Musings on project management: The statistics of failure

Monday, October 20, 2014

The statistics of failure

The Ebola crises raises the issue of the statistics of failure. Suppose your project is to design the protocols for safe treatment of patients by health workers, or to design the haz-mat suits they wear -- what failure rate would you accept, and what would be your assumptions?

In my latest book, "Managing Project Value" (the green cover photo below), in Chapter 5: Judgment and Decision-making as Value Drivers, I take up the conjunctive and disjunctive risks in complex systems. Here's how I define these $10 words for project management:

Conjunctive: equivalent to AND. The risk everything will not work
Disjunctive: equivalent to OR. The risk that at least something will fail

Here's how to think about this:

Conjunctive: the risk that everything will work is way lower than the risk that any one thing will work.
Example: 25 things have to work for success; each has a 99.9 chance of working (1 failure per thousand). The chance that all 25 will work simultaneously (assuming they all operate independently): 0.999^25, or 0.975 (25 failures per thousand)
Disjunctive: the risk that at least one thing will fail is way more than the risk that any one thing will fail.
Example: 25 things have to work for success; each has 1 chance in a thousand of failing, 0.001. The chance that there will be at least one failure among all 25 is 0.024, or 24 chances in a thousand.*

So, whether you come at it conjunctively or disjunctively, you get about the same answer: Complex systems are way more vulnerable than any one of their parts. So... to get really good system reliability, you have to nearly perfect with every component.

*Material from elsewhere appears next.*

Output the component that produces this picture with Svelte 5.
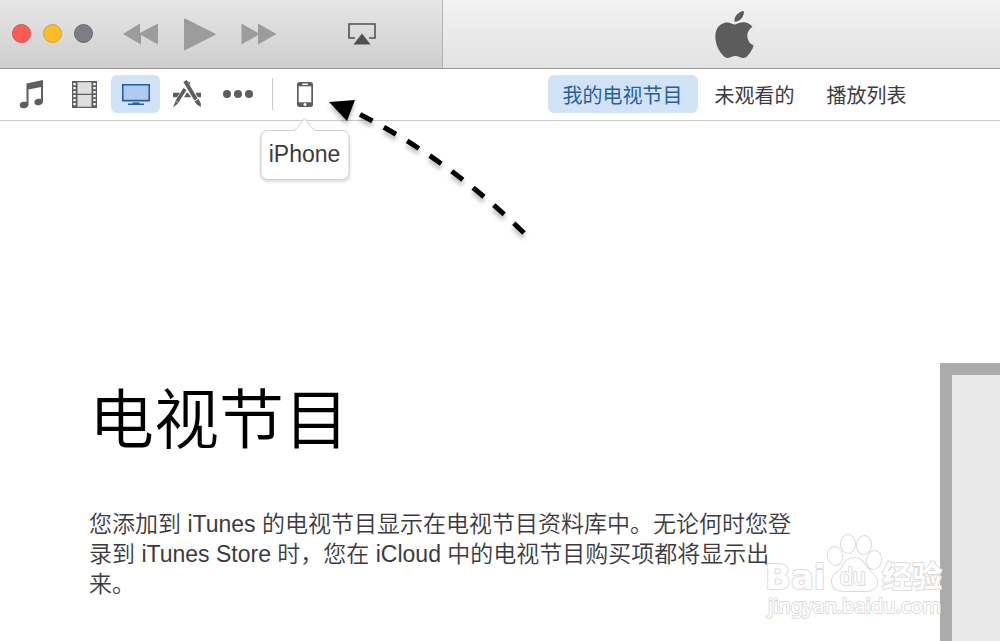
<script lang="ts">
	type Tab = { id: string; label: string };

	const tabs: Array<Tab> = [
		{ id: 'mine', label: '我的电视节目' },
		{ id: 'unwatched', label: '未观看的' },
		{ id: 'playlists', label: '播放列表' }
	];
	const holes = [2, 6, 10, 14, 18, 22];

	let activeTab = $state('mine');
	let activeMedia = $state('tv');
</script>

<div class="window">
	<header class="titlebar">
		<div class="playback">
			<div class="lights">
				<button class="light red" aria-label="关闭"></button>
				<button class="light yellow" aria-label="最小化"></button>
				<button class="light gray" aria-label="缩放"></button>
			</div>
			<div class="transport">
				<button aria-label="上一首">
					<svg width="36" height="22" viewBox="0 0 36 22"><path d="M0 11 17 .5V10L35 .5v21L18 12v9.500z" /></svg>
				</button>
				<button aria-label="播放">
					<svg width="32" height="33" viewBox="0 0 32 33"><path d="M0 1.500Q0 0 1.500.7L31 15.500q1 .7 0 1.400L1.500 32Q0 32.700 0 31z" /></svg>
				</button>
				<button aria-label="下一首">
					<svg width="36" height="22" viewBox="0 0 36 22"><path d="M35.500 11 17 .5V10L.5.5v21L17 12v9.500z" /></svg>
				</button>
			</div>
			<button class="airplay" aria-label="AirPlay">
				<svg width="28" height="22" viewBox="0 0 28 22">
					<path d="M7 15H1V1h26v14h-6" fill="none" stroke="#505050" stroke-width="1.600" />
					<path d="M14 10.500 22.500 21.500h-17z" fill="#505050" />
				</svg>
			</button>
		</div>
		<div class="lcd">
			<svg width="47" height="47" viewBox="0 0 24 24" aria-hidden="true">
				<path fill="#5c5c5c" d="M12.152 6.896c-.948 0-2.415-1.078-3.960-1.040-2.040.027-3.910 1.183-4.961 3.014-2.117 3.675-.546 9.103 1.519 12.090 1.013 1.454 2.208 3.090 3.792 3.039 1.520-.065 2.090-.987 3.935-.987 1.831 0 2.350.987 3.960.948 1.637-.026 2.676-1.480 3.676-2.948 1.156-1.688 1.636-3.325 1.662-3.415-.039-.013-3.182-1.221-3.220-4.857-.026-3.040 2.480-4.494 2.597-4.559-1.429-2.090-3.623-2.324-4.390-2.376-2-.156-3.675 1.090-4.610 1.090zM15.530 3.830c.843-1.012 1.400-2.427 1.245-3.830-1.207.052-2.662.805-3.532 1.818-.780.896-1.454 2.338-1.273 3.714 1.338.104 2.715-.688 3.559-1.701" />
			</svg>
		</div>
	</header>

	<div class="toolbar">
		<nav class="media">
			<button class:active={activeMedia == 'music'} onclick={() => (activeMedia = 'music')} aria-label="音乐">
				<svg width="32" height="30" viewBox="0 0 32 30" fill="#5e5e5e">
					<path d="M8.500 4.500 25 1v21.500h-2V8L10.500 10.500V26h-2z" />
					<ellipse cx="6" cy="26" rx="4.300" ry="3.200" transform="rotate(-12 6 26)" />
					<ellipse cx="20.700" cy="23" rx="4.300" ry="3.200" transform="rotate(-12 20.700 23)" />
				</svg>
			</button>
			<button class:active={activeMedia == 'film'} onclick={() => (activeMedia = 'film')} aria-label="影片">
				<svg width="25" height="27" viewBox="0 0 25 27">
					<path fill="#5e5e5e" d="M0 0h25v27H0z" />
					<path fill="#dedede" d="M5.500 1.300h14v11.500h-14zM5.500 14h14v11.700h-14z" />
					{#each holes as y}
						<path fill="#fff" d="M1.300 {y}h2.400v2.300H1.300zM21.300 {y}h2.400v2.300h-2.400z" />
					{/each}
				</svg>
			</button>
			<button class:active={activeMedia == 'tv'} onclick={() => (activeMedia = 'tv')} aria-label="电视节目">
				<svg width="28" height="22" viewBox="0 0 28 22">
					<path d="M.8 1.800h26.400v15.800H.8z" fill="#aecbef" stroke="#275f9d" stroke-width="1.600" />
					<path d="M10.500 19.500h7v1H22V22H6v-1.500h4.500z" fill="#275f9d" />
				</svg>
			</button>
			<button class:active={activeMedia == 'apps'} onclick={() => (activeMedia = 'apps')} aria-label="应用程序">
				<svg width="30" height="28" viewBox="0 0 30 28">
					<path d="M1 15h9M12 15h8M24 15h5" stroke="#5e5e5e" stroke-width="4.500" />
					<path d="M15.500 6 5 23" stroke="#fff" stroke-width="6" />
					<path d="m17 2-3 5.500M13 9 5 21.500" stroke="#5e5e5e" stroke-width="3.600" />
					<path d="m3.500 21 3 2L1 27.500z" fill="#5e5e5e" />
					<path d="m14 4 11.500 18" stroke="#fff" stroke-width="6" />
					<path d="m13 1 11 18.500" stroke="#5e5e5e" stroke-width="3.800" />
					<path d="m22.500 21.500 4-2.500q2.500 3 2.500 8-4-1.500-6.500-5.500z" fill="#5e5e5e" />
				</svg>
			</button>
			<button class:active={activeMedia == 'more'} onclick={() => (activeMedia = 'more')} aria-label="更多">
				<svg width="30" height="10" viewBox="0 0 30 10" fill="#5e5e5e">
					<circle cx="4" cy="5" r="4" /><circle cx="15" cy="5" r="4" /><circle cx="26" cy="5" r="4" />
				</svg>
			</button>
			<span class="divider"></span>
			<div class="device">
				<button aria-describedby="device-tip" aria-label="iPhone">
					<svg width="16" height="25" viewBox="0 0 16 25">
						<rect width="16" height="25" rx="2.500" fill="#5e5e5e" />
						<path d="M1.700 4.300h12.600v16H1.700z" fill="#fff" />
						<rect x="5" y="1.500" width="6" height="1.500" rx=".7" fill="#fff" />
						<circle cx="8" cy="22.500" r="1.500" fill="#fff" />
					</svg>
				</button>
				<div class="tip" id="device-tip" role="tooltip">
					<svg width="24" height="13" viewBox="0 0 24 13" aria-hidden="true">
						<path d="M0 12.500Q3 12 5 9.500L10.500 2q1.500-1.800 3 0L19 9.500q2 2.500 5 3V13H0z" fill="#fff" />
						<path d="M0 12.500Q3 12 5 9.500L10.500 2q1.500-1.800 3 0L19 9.500q2 2.500 5 3" fill="none" stroke="#d0d0d0" />
					</svg>
					iPhone
				</div>
				<!-- dashed pointer towards the device button -->
				<svg class="pointer" width="210" height="150" viewBox="325 95 210 150" aria-hidden="true">
					<path d="M524 233Q447 158 357 113" fill="none" stroke="#000" stroke-width="5" stroke-dasharray="14 13" />
					<path d="m329 102 26-2-8 21z" />
				</svg>
			</div>
		</nav>
		<nav class="tabs">
			{#each tabs as tab}
				<button class:active={activeTab == tab.id} onclick={() => (activeTab = tab.id)}>{tab.label}</button>
			{/each}
		</nav>
	</div>

	<main>
		<section class="intro">
			<h1>电视节目</h1>
			<p>您添加到 iTunes 的电视节目显示在电视节目资料库中。无论何时您登录到 iTunes Store 时，您在 iCloud 中的电视节目购买项都将显示出来。</p>
		</section>
		<div class="artwork"></div>

		<svg class="watermark" width="190" height="96" viewBox="0 0 190 96" role="img" aria-label="Baidu 经验">
			<g class="outlined">
				<text class="wide" x="5" y="56" font-size="34" font-weight="700">Bai</text>
				<ellipse cx="75" cy="23" rx="7" ry="9" transform="rotate(-10 75 23)" />
				<ellipse cx="88" cy="11" rx="7" ry="9" />
				<ellipse cx="104" cy="12" rx="7" ry="9" transform="rotate(10 104 12)" />
				<ellipse cx="114" cy="27" rx="7" ry="9" transform="rotate(10 114 27)" />
				<path d="M94 25c8 0 11 7 15 12 5 5 9 8 8 13-1 8-8 8-14 8H84c-7 0-12-3-12-10 0-6 5-8 9-12 3-5 6-11 13-11z" />
				<text x="80" y="52" font-size="23">du</text>
				<text class="cjk" x="122" y="54" font-size="30" font-weight="700">经验</text>
				<text class="url" x="8" y="80" font-size="20">jingyan.baidu.com</text>
			</g>
		</svg>
	</main>
</div>

<style>
	:global(body) {
		margin: 0;
		background: #fff;
	}
	.window {
		position: relative;
		display: flex;
		flex-direction: column;
		min-height: 100vh;
		overflow: hidden;
		font-family: "Liberation Sans", "Noto Sans CJK SC", sans-serif;
		color: #3c3a3e;
	}
	button {
		display: flex;
		align-items: center;
		justify-content: center;
		padding: 0;
		border: 0;
		background: none;
		color: inherit;
		font: inherit;
	}
	svg {
		display: block;
	}

	.titlebar {
		display: flex;
		height: 68px;
		border-bottom: 1px solid #999;
	}
	.playback {
		display: flex;
		align-items: center;
		box-sizing: border-box;
		flex: 0 0 443px;
		padding-left: 12px;
		border-right: 1px solid #b4b4b4;
		background: linear-gradient(#e6e6e6, #cecece);
	}
	.lights {
		display: flex;
		gap: 12px;
		padding-bottom: 2px;
	}
	.light {
		box-sizing: border-box;
		width: 19px;
		height: 19px;
		border-radius: 50%;
	}
	.red {
		border: 1px solid #df4744;
		background: #fd5b57;
	}
	.yellow {
		border: 1px solid #dfa023;
		background: #fdbc2c;
	}
	.gray {
		border: 1px solid #68686e;
		background: #7d7d84;
	}
	.transport {
		display: flex;
		gap: 25px;
		margin-left: 30px;
		fill: #9c9c9c;
	}
	.airplay {
		margin-left: 71px;
	}
	.lcd {
		display: flex;
		flex: 1;
		align-items: center;
		justify-content: center;
		padding-left: 26px;
		background: linear-gradient(#f2f2f2, #e2e2e2);
	}

	.toolbar {
		display: flex;
		align-items: center;
		height: 50px;
		padding-bottom: 1px;
		border-bottom: 1px solid #cacaca;
	}
	.media {
		display: flex;
		align-items: center;
		box-sizing: border-box;
		flex: 0 0 443px;
		gap: 2px;
		padding-left: 9px;
	}
	.media button {
		width: 49px;
		height: 38px;
		border-radius: 6px;
	}
	.media .active,
	.tabs .active {
		background: #d2e3f8;
	}
	.divider {
		width: 1px;
		height: 32px;
		margin: 0 5px 0 8px;
		background: #c8c8c8;
	}
	.device {
		position: relative;
	}
	.tip {
		position: absolute;
		top: 55px;
		left: 50%;
		box-sizing: border-box;
		width: 89px;
		height: 50px;
		transform: translateX(-50%);
		border: 1px solid #d0d0d0;
		border-radius: 7px;
		background: #fff;
		box-shadow: 0 2px 3px #0002;
		font-size: 23px;
		line-height: 46px;
		text-align: center;
	}
	.tip svg {
		position: absolute;
		top: -13px;
		left: 50%;
		transform: translateX(-50%);
	}
	.pointer {
		position: absolute;
		top: 20px;
		left: 45px;
		filter: drop-shadow(0 4px 2px #0004);
	}
	.tabs {
		display: flex;
		flex: 1;
		justify-content: center;
		gap: 2px;
		padding-left: 26px;
		font-size: 20px;
	}
	.tabs button {
		height: 38px;
		padding: 0 15px;
		border-radius: 6px;
		white-space: nowrap;
	}
	.tabs .active {
		color: #275f9d;
	}

	main {
		position: relative;
		display: flex;
		flex: 1;
		justify-content: space-between;
		padding-left: 89px;
	}
	.intro {
		max-width: 706px;
		padding-top: 252px;
	}
	h1 {
		margin: 0;
		color: #000;
		font-size: 65px;
		font-weight: 350;
		line-height: 96px;
	}
	p {
		margin: 40px 0 0;
		font-size: 23px;
		font-weight: 350;
		line-height: 30px;
	}
	.artwork {
		box-sizing: border-box;
		flex: 0 0 60px;
		margin-top: 242px;
		border: solid #ababab;
		border-width: 12px 0 0 12px;
		background: #e9e9e9;
	}
	.watermark {
		position: absolute;
		right: 50px;
		bottom: 12px;
	}
	.outlined {
		fill: #fff;
		stroke: #dcdcdc;
		stroke-width: 2px;
		stroke-linejoin: round;
		paint-order: stroke;
	}
	.wide {
		font-family: "DejaVu Sans", sans-serif;
	}
	.url {
		font-family: "Noto Sans", sans-serif;
	}
	.cjk {
		font-family: "Noto Sans CJK SC", sans-serif;
	}
</style>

Introduce the human factor

So, now we come to the juncture of humans and systems. Suffice to say humans don't work to a 3-9's reliability. Thus, we need security in depth. If an operator blows through one safe guard, there's another one to catch it.

John Villasenor has a very thoughtful post (and, no math!) on this very point: "Statistics Lessons: Why blaming health care workers who get Ebola is wrong". His point: hey, it isn't all going to work all the time! Didn't we know that? We should, of course.

Dr Villasenor writes:

... blaming health workers who contract Ebola sidesteps the statistical elephant in the room: The protocol ... appears not to recognize the probabilities involved as the number of contacts between health workers and Ebola patients continues to grow.

This is because if you do something once that has a very low probability of a very negative consequence, your risks of harm are low. But if you repeat that activity many times, the laws of probability ... will eventually catch up with you.

And, Villasenor writes in another related posting about what lessons we can learn about critical infrastructure security. He posits:

We're way out balance on how much information we collect and who can possibly use it effectively; indeed, the information overload may damage decision making
Moving directly to blame the human element often takes latent system issues off the table
Infrastructure vulnerabilities arise from accidents as well as premeditated threats
The human element is vitally important to making complex systems work properly
Complex systems can fail when the assumptions of users and designers are mismatched

That last one screams for the imbedded user during development --

*For those interested in the details, this issue is governed by the binominal distribution which tells us how to select or evaluate one or more events among many events. You can do a binominal on a spreadsheet with the binominal formula relatively easily.